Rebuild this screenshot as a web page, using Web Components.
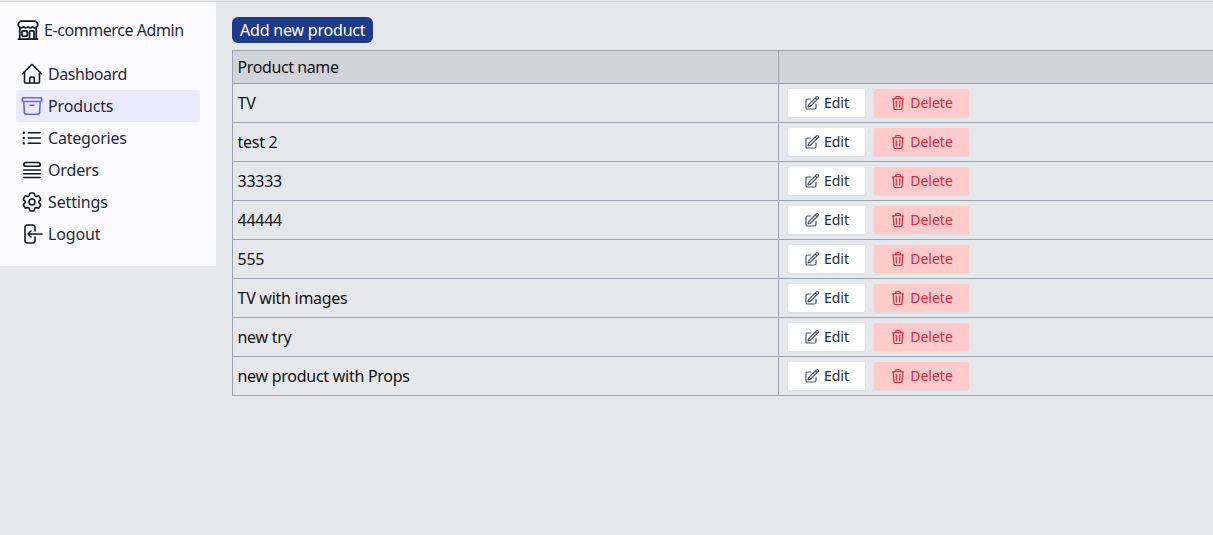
<!DOCTYPE html>
<html><head><meta charset="utf-8"><style>
html,body{margin:0;padding:0;height:535px;overflow:hidden;background:#e5e7eb;font-family:"Noto Sans",sans-serif;font-size:16px;color:#111827}
</style></head><body>
<admin-app></admin-app>
<script>
const I={
shop:'<path stroke-linecap="round" stroke-linejoin="round" d="M13.5 21v-7.5a.75.75 0 0 1 .75-.75h3a.75.75 0 0 1 .75.75V21m-4.5 0H2.36m11.14 0H18m0 0h3.64m-1.39 0V9.349M3.75 21V9.349m0 0a3.001 3.001 0 0 0 3.75-.615A2.993 2.993 0 0 0 9.75 9.75c.896 0 1.7-.393 2.25-1.016a2.993 2.993 0 0 0 2.25 1.016c.896 0 1.7-.393 2.25-1.016a3.001 3.001 0 0 0 3.75.614m-16.5 0a3.004 3.004 0 0 1-.621-4.72l1.189-1.19A1.5 1.5 0 0 1 5.378 3h13.243a1.5 1.5 0 0 1 1.06.44l1.19 1.189a3 3 0 0 1-.621 4.72M6.75 18h3.75a.75.75 0 0 0 .75-.75V13.5a.75.75 0 0 0-.75-.75H6.75a.75.75 0 0 0-.75.75v3.75c0 .414.336.75.75.75Z"/>',
home:'<path stroke-linecap="round" stroke-linejoin="round" d="m2.25 12 8.954-8.955c.44-.439 1.152-.439 1.591 0L21.75 12M4.5 9.75v10.125c0 .621.504 1.125 1.125 1.125H9.75v-4.875c0-.621.504-1.125 1.125-1.125h2.25c.621 0 1.125.504 1.125 1.125V21h4.125c.621 0 1.125-.504 1.125-1.125V9.75M8.25 21h8.25"/>',
box:'<path stroke-linecap="round" stroke-linejoin="round" d="m20.25 7.5-.625 10.632a2.25 2.25 0 0 1-2.247 2.118H6.622a2.25 2.25 0 0 1-2.247-2.118L3.75 7.5M10 11.25h4M3.375 7.5h17.25c.621 0 1.125-.504 1.125-1.125v-1.5c0-.621-.504-1.125-1.125-1.125H3.375c-.621 0-1.125.504-1.125 1.125v1.5c0 .621.504 1.125 1.125 1.125Z"/>',
list:'<path stroke-linecap="round" stroke-linejoin="round" d="M8.25 6.75h12M8.25 12h12m-12 5.25h12M3.75 6.75h.007v.008H3.75V6.75Zm.375 0a.375.375 0 1 1-.75 0 .375.375 0 0 1 .75 0ZM3.75 12h.007v.008H3.75V12Zm.375 0a.375.375 0 1 1-.75 0 .375.375 0 0 1 .75 0Zm-.375 5.25h.007v.008H3.75v-.008Zm.375 0a.375.375 0 1 1-.75 0 .375.375 0 0 1 .75 0Z"/>',
queue:'<path stroke-linecap="round" stroke-linejoin="round" d="M3.75 12h16.5m-16.5 3.75h16.5m-16.5 3.75h16.5M5.625 4.5h12.75a1.875 1.875 0 0 1 0 3.75H5.625a1.875 1.875 0 0 1 0-3.75Z"/>',
gear:'<path stroke-linecap="round" stroke-linejoin="round" d="M9.594 3.94c.09-.542.56-.94 1.11-.94h2.593c.55 0 1.02.398 1.11.94l.213 1.281c.063.374.313.686.645.87.074.04.147.083.22.127.325.196.72.257 1.075.124l1.217-.456a1.125 1.125 0 0 1 1.37.49l1.296 2.247a1.125 1.125 0 0 1-.26 1.431l-1.003.827c-.293.241-.438.613-.43.992a7.723 7.723 0 0 1 0 .255c-.008.378.137.75.43.991l1.004.827c.424.35.534.955.26 1.43l-1.298 2.247a1.125 1.125 0 0 1-1.369.491l-1.217-.456c-.355-.133-.75-.072-1.076.124a6.47 6.47 0 0 1-.22.128c-.331.183-.581.495-.644.869l-.213 1.281c-.09.543-.56.94-1.11.94h-2.594c-.55 0-1.019-.398-1.11-.94l-.213-1.281c-.062-.374-.312-.686-.644-.87a6.52 6.52 0 0 1-.22-.127c-.325-.196-.72-.257-1.076-.124l-1.217.456a1.125 1.125 0 0 1-1.369-.49l-1.297-2.247a1.125 1.125 0 0 1 .26-1.431l1.004-.827c.292-.24.437-.613.43-.991a6.932 6.932 0 0 1 0-.255c.007-.38-.138-.751-.43-.992l-1.004-.827a1.125 1.125 0 0 1-.26-1.43l1.297-2.247a1.125 1.125 0 0 1 1.37-.491l1.216.456c.356.133.751.072 1.076-.124.072-.044.146-.086.22-.128.332-.183.582-.495.644-.869l.214-1.28Z"/><path stroke-linecap="round" stroke-linejoin="round" d="M15 12a3 3 0 1 1-6 0 3 3 0 0 1 6 0Z"/>',
logout:'<path stroke-linecap="round" stroke-linejoin="round" d="M15 9V5.25A2.25 2.25 0 0 0 12.75 3h-5.5A2.25 2.25 0 0 0 5 5.25v13.5A2.25 2.25 0 0 0 7.25 21h5.5A2.25 2.25 0 0 0 15 18.75V15M11 9l-3 3m0 0 3 3m-3-3h14"/>',
pencil:'<path stroke-linecap="round" stroke-linejoin="round" d="m16.862 4.487 1.687-1.688a1.875 1.875 0 1 1 2.652 2.652L10.582 16.07a4.5 4.5 0 0 1-1.897 1.13L6 18l.8-2.685a4.5 4.5 0 0 1 1.13-1.897l8.932-8.931Zm0 0L19.5 7.125M18 14v4.75A2.25 2.25 0 0 1 15.75 21H5.25A2.25 2.25 0 0 1 3 18.75V8.25A2.25 2.25 0 0 1 5.25 6H10"/>',
trash:'<path stroke-linecap="round" stroke-linejoin="round" d="m14.74 9-.346 9m-4.788 0L9.26 9m9.968-3.21c.342.052.682.107 1.022.166m-1.022-.165L18.16 19.673a2.25 2.25 0 0 1-2.244 2.077H8.084a2.25 2.25 0 0 1-2.244-2.077L4.772 5.79m14.456 0a48.108 48.108 0 0 0-3.478-.397m-12 .562c.34-.059.68-.114 1.022-.165m0 0a48.11 48.11 0 0 1 3.478-.397m7.5 0v-.916c0-1.18-.91-2.164-2.09-2.201a51.964 51.964 0 0 0-3.32 0c-1.18.037-2.09 1.022-2.09 2.201v.916m7.5 0a48.667 48.667 0 0 0-7.5 0"/>'
};
const svg=(n,s,w=1.5)=>`<svg xmlns="http://www.w3.org/2000/svg" width="${s}" height="${s}" viewBox="0 0 24 24" fill="none" stroke="currentColor" stroke-width="${w}">${I[n]}</svg>`;
class Base extends HTMLElement{
  constructor(){super();this.attachShadow({mode:'open'}).innerHTML=this.markup();}
}
class NavItem extends Base{
  markup(){return `<style>
  :host{display:flex;align-items:center;gap:4px;height:32px;padding:0 4px;border-radius:2px;color:#1f2937;letter-spacing:var(--ls,-.15px)}
  :host([active]){background:#ebe9fc}
  svg{flex:none;display:block;color:#111827}
  :host([active]) svg{color:#6366f1}
  </style>${svg(this.getAttribute('icon'),24,1.6)}<slot></slot>`}
}
class SideBar extends Base{
  markup(){return `<style>
  :host{display:block;width:216px;height:264px;box-sizing:border-box;background:#fbfbff;padding:16px}
  .brand{display:flex;align-items:center;gap:4px;height:24px;margin-bottom:16px;color:#1f2937;letter-spacing:-.43px}
  .brand svg{display:block;color:#111827}
  nav{display:flex;flex-direction:column}
  </style><div class="brand">${svg('shop',24,1.75)}<span>E-commerce Admin</span></div><nav><slot></slot></nav>`}
}
class RowBtn extends Base{
  markup(){const d=this.getAttribute('kind')==='delete';return `<style>
  :host{display:inline-flex;align-items:center;justify-content:center;gap:4px;height:28px;box-sizing:border-box;border-radius:2px;font-size:14px;letter-spacing:0;
   box-shadow:0 1px 2px rgba(0,0,0,.05);background:${d?'#fecaca':'#fff'};color:${d?'#e5243b':'#1f2937'};width:${d?'95px':'77px'}}
  svg{display:block;${d?'':'color:#4b5563'}}
  span{padding-bottom:2px}
  </style>${svg(d?'trash':'pencil',16,1.8)}<span><slot></slot></span>`}
}
class ProductRow extends Base{
  markup(){return `<style>
  :host{display:grid;grid-template-columns:546px 1fr;height:39px;box-sizing:border-box;border-bottom:1px solid #9ca3af}
  .n{display:flex;align-items:center;padding-left:4.5px;border-right:1px solid #9ca3af;color:#111;letter-spacing:-.27px}
  .a{display:flex;align-items:center;gap:9px;padding-left:9px}
  </style><div class="n"><slot></slot></div><div class="a"><row-btn kind="edit">Edit</row-btn><row-btn kind="delete">Delete</row-btn></div>`}
}
class ProductTable extends Base{
  markup(){return `<style>
  :host{display:block;width:1100px;border:1px solid #9ca3af;border-bottom:0;box-sizing:border-box}
  .h{display:grid;grid-template-columns:546px 1fr;height:33px;box-sizing:border-box;background:#d1d5db;border-bottom:1px solid #9ca3af}
  .h div:first-child{display:flex;align-items:center;padding-left:4.5px;border-right:1px solid #9ca3af;color:#111;letter-spacing:-.4px}
  </style><div class="h"><div>Product name</div><div></div></div><slot></slot>`}
}
class AdminApp extends Base{
  markup(){const rows=['TV','test 2','33333','44444','555','TV with images','new try','new product with Props'];
  return `<style>
  :host{display:block;height:535px;box-sizing:border-box;padding-top:1px;overflow:hidden}
  .w{display:flex;align-items:flex-start;border-top:1px solid #d1d5db}
  main{flex:1;padding:15px 0 0 16px;min-width:0}
  .add{display:inline-flex;align-items:center;height:26px;padding:0 8px;background:#1e3a8a;color:#fff;border-radius:6px;margin-bottom:7px;letter-spacing:-.2px}
  .b{display:block}
  </style><div class="w"><side-bar>
  <nav-item icon="home" style="--ls:-.44px">Dashboard</nav-item><nav-item icon="box" active>Products</nav-item><nav-item icon="list" style="--ls:-.2px">Categories</nav-item><nav-item icon="queue">Orders</nav-item><nav-item icon="gear">Settings</nav-item><nav-item icon="logout">Logout</nav-item>
  </side-bar><main><div class="b"><a class="add">Add new product</a></div><product-table>${rows.map(r=>`<product-row>${r}</product-row>`).join('')}</product-table></main></div>`}
}
customElements.define('nav-item',NavItem);
customElements.define('side-bar',SideBar);
customElements.define('row-btn',RowBtn);
customElements.define('product-row',ProductRow);
customElements.define('product-table',ProductTable);
customElements.define('admin-app',AdminApp);
</script></body></html>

* * *

== SET EXERCISE ==
Check each line above for the string "this", then copy the ones that have it.

== THE ANSWER ==
Rebuild this screenshot as a web page, using Web Components.
  constructor(){super();this.attachShadow({mode:'open'}).innerHTML=this.markup();}
  </style>${svg(this.getAttribute('icon'),24,1.6)}<slot></slot>`}
  markup(){const d=this.getAttribute('kind')==='delete';return `<style>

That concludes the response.